Abe promised never to do it again, asked for forgiveness, and was released to go.
I continued clearing the table. Dad rose from his chair and went out into the machine shop to work on some project he had on the go. We never spoke a word about our interaction. It was a silent exchange that made me realize he had a weak spot. He was not as strong as he appeared, and only if we dared to stand against the evil, we could make a difference. It empowered me in a strange way, but immediately after our silent confrontation, I had a lot of fear and trauma to deal with.
The moment dad was out the door, my body began to tremble and that inner anxiety rose to the surface. I had to find a way to get it out of my system, and talking was my outlet. I chattered incessantly, to any unsuspecting audience who might listen, adding an occasional nervous laugh, as I de-stressed.

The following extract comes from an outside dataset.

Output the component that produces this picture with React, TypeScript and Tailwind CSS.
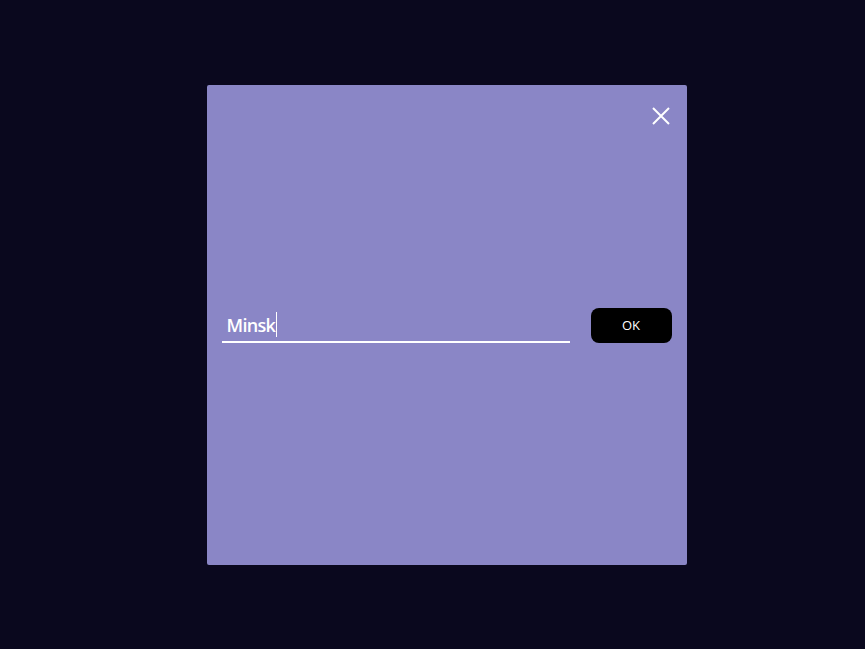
import React from "react";

export default function App() {
  return (
    <div className="w-full h-[649px] bg-[#0a081e] flex items-center justify-center" style={{ fontFamily: "'Open Sans', 'Noto Sans', sans-serif" }}>
      <div className="relative w-[480px] h-[480px] bg-[#8a86c6] rounded-[2px] flex items-center px-[15px] gap-[21px] translate-x-[14px]">
        <button className="absolute right-[16px] top-[21px] w-[20px] h-[20px] flex items-center justify-center">
          <svg width="20" height="20" viewBox="0 0 20 20" fill="none">
            <path d="M2 2 L18 18 M18 2 L2 18" stroke="white" strokeWidth="2" />
          </svg>
        </button>
        <div className="w-[348px] h-[35px] border-b-2 border-white flex items-center pl-[5px] translate-y-[1px]">
          <span className="text-white text-[18px] font-semibold leading-none tracking-[-0.7px]">Minsk</span>
          <span className="w-px h-[25px] bg-white ml-[1px]" />
        </div>
        <button className="w-[81px] h-[35px] bg-black rounded-[8px] text-white text-[13px] flex items-center justify-center translate-y-[1px]">OK</button>
      </div>
    </div>
  );
}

Eventually my body stopped trembling, and my mind stopped racing.
The truth settled deep: I had stopped dad, and spared my brother a beating.

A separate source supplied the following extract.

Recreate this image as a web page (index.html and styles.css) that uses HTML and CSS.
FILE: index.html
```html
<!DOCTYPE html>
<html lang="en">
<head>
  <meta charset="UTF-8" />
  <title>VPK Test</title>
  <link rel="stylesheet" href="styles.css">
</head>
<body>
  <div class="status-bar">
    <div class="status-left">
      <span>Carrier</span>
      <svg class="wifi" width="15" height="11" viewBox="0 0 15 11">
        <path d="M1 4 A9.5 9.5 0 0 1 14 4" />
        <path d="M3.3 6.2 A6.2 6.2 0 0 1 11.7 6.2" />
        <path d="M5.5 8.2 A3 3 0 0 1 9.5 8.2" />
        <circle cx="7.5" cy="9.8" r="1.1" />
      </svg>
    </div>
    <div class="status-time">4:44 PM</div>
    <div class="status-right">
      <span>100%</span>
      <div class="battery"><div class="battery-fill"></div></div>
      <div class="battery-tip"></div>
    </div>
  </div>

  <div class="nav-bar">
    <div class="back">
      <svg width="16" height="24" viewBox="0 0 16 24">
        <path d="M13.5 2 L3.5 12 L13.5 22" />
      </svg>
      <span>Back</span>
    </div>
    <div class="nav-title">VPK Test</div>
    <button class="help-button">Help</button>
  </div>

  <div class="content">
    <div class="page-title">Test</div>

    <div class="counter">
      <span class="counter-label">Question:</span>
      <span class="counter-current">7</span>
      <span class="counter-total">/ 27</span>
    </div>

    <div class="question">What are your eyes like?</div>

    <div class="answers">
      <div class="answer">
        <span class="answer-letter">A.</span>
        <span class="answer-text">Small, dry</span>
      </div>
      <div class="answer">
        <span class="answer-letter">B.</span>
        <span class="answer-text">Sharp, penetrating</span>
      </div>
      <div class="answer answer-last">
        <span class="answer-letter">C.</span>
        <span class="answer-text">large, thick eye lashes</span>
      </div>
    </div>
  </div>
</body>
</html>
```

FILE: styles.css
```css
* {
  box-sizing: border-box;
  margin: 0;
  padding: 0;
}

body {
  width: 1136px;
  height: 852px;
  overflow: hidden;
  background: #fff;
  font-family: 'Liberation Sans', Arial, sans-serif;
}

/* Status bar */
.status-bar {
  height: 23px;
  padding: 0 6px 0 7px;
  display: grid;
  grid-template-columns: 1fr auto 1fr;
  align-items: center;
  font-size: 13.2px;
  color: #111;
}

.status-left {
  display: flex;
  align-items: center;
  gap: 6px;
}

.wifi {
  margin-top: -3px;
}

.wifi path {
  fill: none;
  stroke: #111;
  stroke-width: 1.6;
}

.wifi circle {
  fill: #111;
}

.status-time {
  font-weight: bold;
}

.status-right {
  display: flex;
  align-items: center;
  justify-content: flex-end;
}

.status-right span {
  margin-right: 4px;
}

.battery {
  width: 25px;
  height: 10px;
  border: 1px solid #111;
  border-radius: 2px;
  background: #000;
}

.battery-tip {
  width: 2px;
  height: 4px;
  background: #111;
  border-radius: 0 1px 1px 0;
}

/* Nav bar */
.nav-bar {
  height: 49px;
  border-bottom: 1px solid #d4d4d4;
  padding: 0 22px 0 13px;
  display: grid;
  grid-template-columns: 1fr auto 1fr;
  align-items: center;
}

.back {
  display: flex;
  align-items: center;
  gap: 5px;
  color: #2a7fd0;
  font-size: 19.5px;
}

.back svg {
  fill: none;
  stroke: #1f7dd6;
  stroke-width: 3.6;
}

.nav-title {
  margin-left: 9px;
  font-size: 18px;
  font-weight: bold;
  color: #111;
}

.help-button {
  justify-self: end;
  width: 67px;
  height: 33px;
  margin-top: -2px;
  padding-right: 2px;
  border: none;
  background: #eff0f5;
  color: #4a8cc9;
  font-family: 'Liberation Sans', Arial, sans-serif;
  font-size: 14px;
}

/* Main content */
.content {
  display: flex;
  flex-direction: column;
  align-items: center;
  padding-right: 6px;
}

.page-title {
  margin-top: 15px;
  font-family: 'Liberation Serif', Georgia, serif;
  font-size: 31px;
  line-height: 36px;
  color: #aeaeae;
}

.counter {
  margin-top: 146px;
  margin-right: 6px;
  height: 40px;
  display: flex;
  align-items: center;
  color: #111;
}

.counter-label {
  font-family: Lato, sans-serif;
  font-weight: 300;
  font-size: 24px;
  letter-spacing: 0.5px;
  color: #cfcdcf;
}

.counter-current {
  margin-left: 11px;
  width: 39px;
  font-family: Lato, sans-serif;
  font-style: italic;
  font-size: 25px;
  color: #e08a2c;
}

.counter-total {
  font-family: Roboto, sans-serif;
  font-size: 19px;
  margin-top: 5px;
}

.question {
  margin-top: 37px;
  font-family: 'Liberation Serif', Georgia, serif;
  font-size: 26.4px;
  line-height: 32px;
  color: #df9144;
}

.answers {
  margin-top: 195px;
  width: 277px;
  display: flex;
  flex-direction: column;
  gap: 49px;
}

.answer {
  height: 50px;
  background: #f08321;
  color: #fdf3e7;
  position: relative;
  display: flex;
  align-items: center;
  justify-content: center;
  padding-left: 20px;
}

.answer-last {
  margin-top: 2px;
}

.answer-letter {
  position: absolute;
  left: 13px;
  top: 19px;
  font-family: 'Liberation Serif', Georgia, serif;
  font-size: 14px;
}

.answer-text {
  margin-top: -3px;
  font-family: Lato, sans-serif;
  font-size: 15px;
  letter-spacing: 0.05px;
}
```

– – – – – END OF EXCERPT – – – – –
This incident is hard for me to fathom. Trudy; abused, insecure, and frightened was only a thirteen-year-old girl when this incident occurred. She was not defending herself, but “stood in the gap” for Abe, her innocent seven-year-old brother. This was the day when she looked evil in the eye and with fear and trembling, declared: “TODAY, YOU WILL NOT!”
And in that moment, an advocate was born. That day, a fearful young lady drove onto the on-ramp of a new highway. A highway where courage, passion, and love for the afflicted would grow, flourish and abound. A road that would be traveled to advocate for the powerless who are easy prey for human wolves, not unlike animal predators on the African Savannah who stalk the young and the weak, planning their deadly attack.
Little did this young girl realize all the places this highway would lead to. She could not possibly have known. But, there was One who knew. One who said, “I hear the agonizing cries of the wounded and broken. I am preparing an advocate.”
” If God is calling you to do something you are afraid to do, then you’ll just have to do it, afraid.